Tarafların ticari defterlerini usulüne göre takdik ettirmiş ve hem davalı hem de davacının defterlerinde davacının dava konusu alacağının mevcut olduğu anlaşılmakla, bunun yanında tarafların e-mail yazışmaları, davacının ihtarnamesi, davalıya satılan ürünlerin teslimine ilişkin fatura irsaliye kayıtları değerlendirildiğinde, davacı ile davalı arasında üsün satımına ilişkin cari hesap ilişkisi olduğu ve davacı bunu delilleriyle ispatladığı anlaşılmakla, bilirkişi marifetiyle de davacının davalıdan 19.696,45TL alacağı olduğu anlaşılmakla davanın kabulüne karar verilmiştir. Ayrıca dava konusu alacak likit ve hesaplanabilir olduğundan davacı lehine asıl alacağın %20 oranında icra inkar tazminatına hükmedilerek aşağıdaki şekilde hüküm tesis edilmiştir.

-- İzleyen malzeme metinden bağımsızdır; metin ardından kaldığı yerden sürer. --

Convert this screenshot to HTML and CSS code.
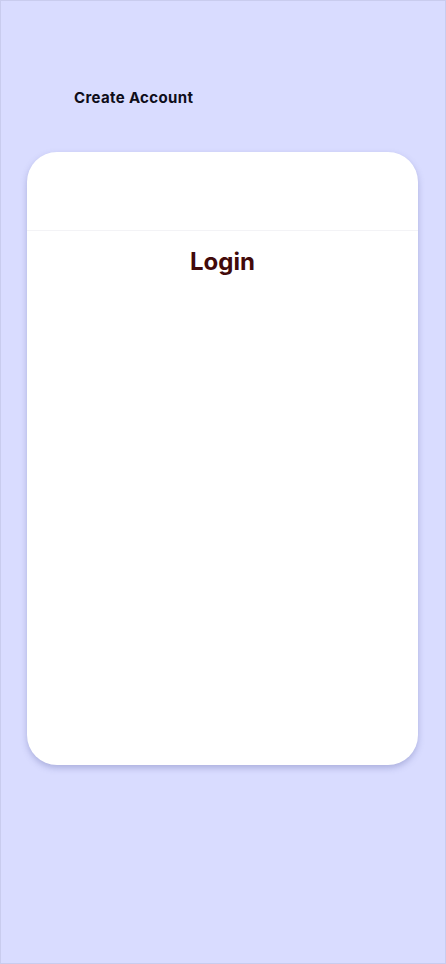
FILE: index.html
```html
<!DOCTYPE html>
<html>
<head>
<meta charset="utf-8">
<link rel="stylesheet" href="styles.css">
</head>
<body>
<div class="frame">
  <div class="top">
    <span class="create">Create Account</span>
  </div>
  <div class="card">
    <div class="card-head"></div>
    <h1 class="title">Login</h1>
  </div>
</div>
</body>
</html>
```
FILE: styles.css
```css
html, body {
  margin: 0;
  padding: 0;
}
body {
  width: 446px;
  height: 964px;
  font-family: Inter, "Noto Sans", sans-serif;
}
.frame {
  box-sizing: border-box;
  width: 446px;
  height: 964px;
  background: #d9dcff;
  border: 1px solid #c9ccee;
  padding: 86px 27px 0 26px;
}
.top {
  height: 65px;
  padding-left: 47px;
}
.create {
  font-size: 15px;
  font-weight: 700;
  color: #0e0d1a;
  letter-spacing: 0.35px;
  line-height: 20px;
}
.card {
  background: #ffffff;
  border-radius: 30px;
  height: 613px;
  box-shadow: 0 3px 6px rgba(90, 95, 160, 0.35);
}
.card-head {
  height: 78px;
  border-bottom: 1px solid #f3f3f6;
}
.title {
  margin: 16px 0 0 0;
  text-align: center;
  font-size: 24px;
  font-weight: 700;
  color: #420a0a;
  line-height: 30px;
}
```
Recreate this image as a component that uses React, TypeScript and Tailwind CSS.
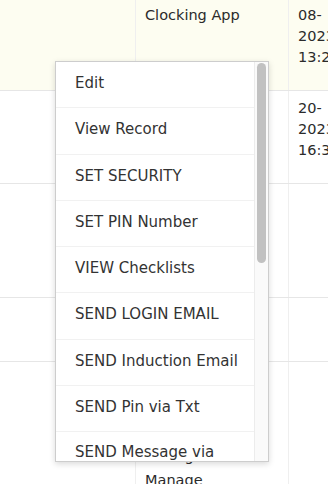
const MENU_ITEMS = [
  "Edit",
  "View Record",
  "SET SECURITY",
  "SET PIN Number",
  "VIEW Checklists",
  "SEND LOGIN EMAIL",
  "SEND Induction Email",
  "SEND Pin via Txt",
];

function Cell({ className, lines }: { className: string; lines?: string[] }) {
  return (
    <div className={className}>
      {lines?.map((line, i) => (
        <div key={i} className="whitespace-nowrap">
          {line}
        </div>
      ))}
    </div>
  );
}

function ActionMenu() {
  return (
    <div className="absolute left-[55px] top-[61px] flex h-[401px] w-[214px] overflow-hidden border border-[#cdcdcd] bg-white text-[15px] shadow-[0_2px_6px_rgba(0,0,0,0.15)]">
      <ul className="flex-1 overflow-hidden">
        {MENU_ITEMS.map((item) => (
          <li
            key={item}
            className="border-b border-[#f1f1f1] pb-[13.3px] pl-[19px] pt-[11px] leading-[21px] text-[#333]"
          >
            {item}
          </li>
        ))}
        <li className="pb-[10px] pl-[19px] pt-[10px] leading-[21px] text-[#333]">
          SEND Message via
          <br />
          Txt
        </li>
      </ul>
      <div className="w-[14px] shrink-0 border-l border-[#ececec] bg-[#fafafa] px-[2px] pt-[1px]">
        <div className="h-[200px] rounded-full bg-[#c1c1c1]" />
      </div>
    </div>
  );
}

export default function App() {
  return (
    <div className="relative h-[484px] w-[328px] overflow-hidden bg-white font-['DejaVu_Sans',sans-serif] text-[14.5px] leading-[21px] text-[#2b2b2b]">
      <div className="flex h-[91px] border-b border-[#e6e6e6] bg-[#fdfdf1]">
        <Cell className="w-[136px] shrink-0 border-r border-[#efefef]" />
        <Cell
          className="w-[153px] shrink-0 border-r border-[#efefef] pl-[9px] pt-[5px]"
          lines={["Clocking App"]}
        />
        <Cell
          className="w-[80px] shrink-0 pl-[9px] pt-[5px]"
          lines={["08-", "2023", "13:25"]}
        />
      </div>
      <div className="flex h-[93px] border-b border-[#e6e6e6]">
        <Cell className="w-[136px] shrink-0 border-r border-[#efefef]" />
        <Cell className="w-[153px] shrink-0 border-r border-[#efefef]" />
        <Cell
          className="w-[80px] shrink-0 pl-[9px] pt-[7px]"
          lines={["20-", "2023", "16:34"]}
        />
      </div>
      <div className="flex h-[114px] border-b border-[#e6e6e6]">
        <Cell className="w-[136px] shrink-0 border-r border-[#efefef]" />
        <Cell className="w-[153px] shrink-0 border-r border-[#efefef]" />
        <Cell className="w-[80px] shrink-0" />
      </div>
      <div className="flex h-[64px] border-b border-[#e6e6e6]">
        <Cell className="w-[136px] shrink-0 border-r border-[#efefef]" />
        <Cell className="w-[153px] shrink-0 border-r border-[#efefef]" />
        <Cell className="w-[80px] shrink-0" />
      </div>
      <div className="flex h-[140px]">
        <Cell className="w-[136px] shrink-0 border-r border-[#efefef]" />
        <Cell
          className="w-[153px] shrink-0 border-r border-[#efefef] pl-[9px] pt-[82px] leading-[24px]"
          lines={["Manage", "Manage"]}
        />
        <Cell className="w-[80px] shrink-0" />
      </div>
      <ActionMenu />
    </div>
  );
}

HÜKÜM: Gerekçesi yukarıda açıklandığı üzere;
Davacının davacının Kabulü ile;
1-Davalının İstanbul … İcra Dairesinin … Esas sayılı dosyasına yaptığı itirazın iptali ile takibin 19.696,45TL asıl alacak üzerinden takip tarihinden itibaren işleyecek avans faizi ile birlikte devamına,
2-Asıl alacak hesaplanabilir ve likit olduğundan asıl alacağın, %20’sine tekamül eden 3.939,29 TL icra inkar tazminatının davalıdan alınarak davacıya verilmesine,
3-Karar tarihinde yürürlükte bulunan Harçlar Tarifesi gereğince hesaplanan 1.345,47TL nispi karar harcından peşin alınan 336,37TL harcın mahsubu ile bakiye 1.009,10TL harcın davalıdan tahsili ile HAZİNEYE GELİR KAYDINA,
4-Karar tarihinde yürürlükte bulunan Avukatlık Asgari Ücret Tarifesi gereğince hesap olunan 2.363,58TL vekalet ücretinin davalıdan alınarak davacıya verilmesine,
5-Davacı tarafından yargılama sırasında yapılan toplam 1.417,37TL ( 29,20TL BVH, 4,30TL VSH, 336,37TL Peşin Harç, 247,50TL posta ve tebliğler, 800,00TL bilirkişi ücreti) yargılama giderinin davalıdan alınarak davacıya verilmesine,
6-Taraflarca yatırılan ve artan gider avansının karar kesinleştiğinde ve talep halinde ilgili tarafa iadesine,
Dair, davacı vekilinin yüzüne karşı gerekçeli kararın taraflara tebliğinden itibaren 2 hafta içinde İstinaf kanun yolu açık olmak üzere verilen karar açıkça okunup usulen anlatıldı.